The SDLP may need tactical unionist votes in Foyle to reclaim the seat from Sinn Féin. Is it likely to receive these votes if unionists perceive the party to be aligned with Sinn Féin? Is it consistent tor Colum Eastwood to attack Sinn Féin for their abstentionist policy while assisting them in a different seat?

However, there may ultimately be something to be gained by the SDLP. Sinn Féin has reciprocated its move in North Belfast by standing aside in South Belfast, even going so far as endorsing the SDLP’s candidate, Claire Hanna. Assuming even half of Sinn Féin voters do turn out for Hanna then the SDLP will almost certainly take this seat from the DUP – further helped by an endorsement of the Green Party.

This move has been a significant blow to the Alliance party. A recent LucidTalk poll actually showed Alliance to be the favourites to win in South Belfast. While this poll is working on the assumption of turnout similar to that of the European and local elections, it does show a significant upward trajectory for Alliance across Northern Ireland and they are clearly still targeting this seat as a potential gain. But Alliance now faces an uphill struggle.

 

Unwelcome endorsements?

Elsewhere, Sinn Féin have also stepped aside in North Down and East Belfast. That in itself is not unusual; the party has little chance of even retaining a deposit in either seat. What was more interesting is that it endorsed specific – non-nationalist – candidates in each constituency.
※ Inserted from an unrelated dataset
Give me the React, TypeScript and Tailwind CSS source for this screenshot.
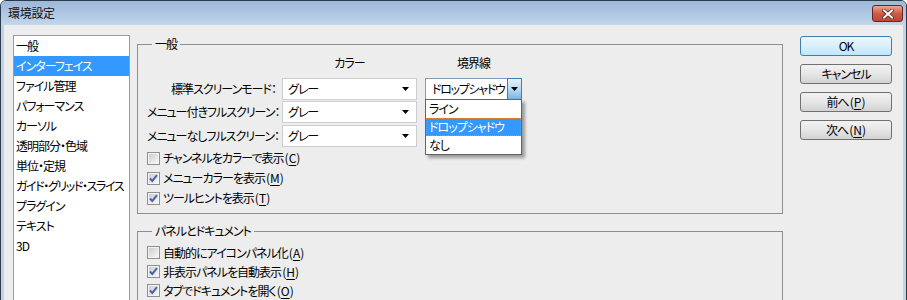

While Alliance’s Naomi Long and independent Lady Sylvia Hermon would have been content to receive a few hundred extra votes, it is doubtful that either welcomed this particular development. Indeed, only a few days later Lady Hermon announced that she would not be standing for re-election.

Ever since Belfast City Council voted to only fly the union flag on designated days, loyalists have been keen to portray Alliance as ‘Sinn Féin lite’ or as part of a ‘pan-nationalist’ movement. A candidate being endorsed by Sinn Féin in such strongly unionist areas will add fuel to this narrative and may simply have the effect of rallying unionists and loyalists behind the DUP. Alliance will hope that the fact they are the only party fielding candidates in every Northern Ireland constituency can reverse this perception.

The non-unionist pacts have been promoted as ‘pro-remain’ arrangements aimed at weakening the strength of the DUP. For this to work, these parties need support from pro-remain unionists. They may get that support in some areas, but it is naïve to believe that unionists are likely to consider voting for Sinn Féin in North Belfast. Sinn Féin may have selected a less divisive candidate than Gerry Kelly, for example, but the party’s campaign (and those actively involved) has already come under scrutiny.

 

The bigger picture

With all this focus on Northern Ireland it is easy to forget about the rest of the UK. The Brexit party have announced they will not be standing in any seat currently held by the Conservative Party in an effort to maximise the pro-leave vote in Parliament. On the other side there of the argument there are also pro-Remain pacts between the Liberal Democrats, the Greens and Plaid Cymru.

This time pacts are not limited to Northern Ireland, but perhaps they will have a similar effect. Pacts can have the, perhaps unintended, consequence of disenfranchising voters. Who can a nationalist vote for in East Belfast? Who does a pro-Remain unionist vote for in North Belfast?

In an Assembly election these would not be issues due to vote transfers, giving voters plenty of choice and an ability to express a range of preferences. But in a first past the post election we are actually giving voters less choice and blocking potential for change?

It is possible that not every voter actually cares who wins in a two horse race – they may simply want to have their say and vote for their favourite candidate, regardless of whether or not they have a chance of winning.

One thing is for sure though: pacts add a different twist to elections. The forthcoming contest will be one the most unpredictable for some time.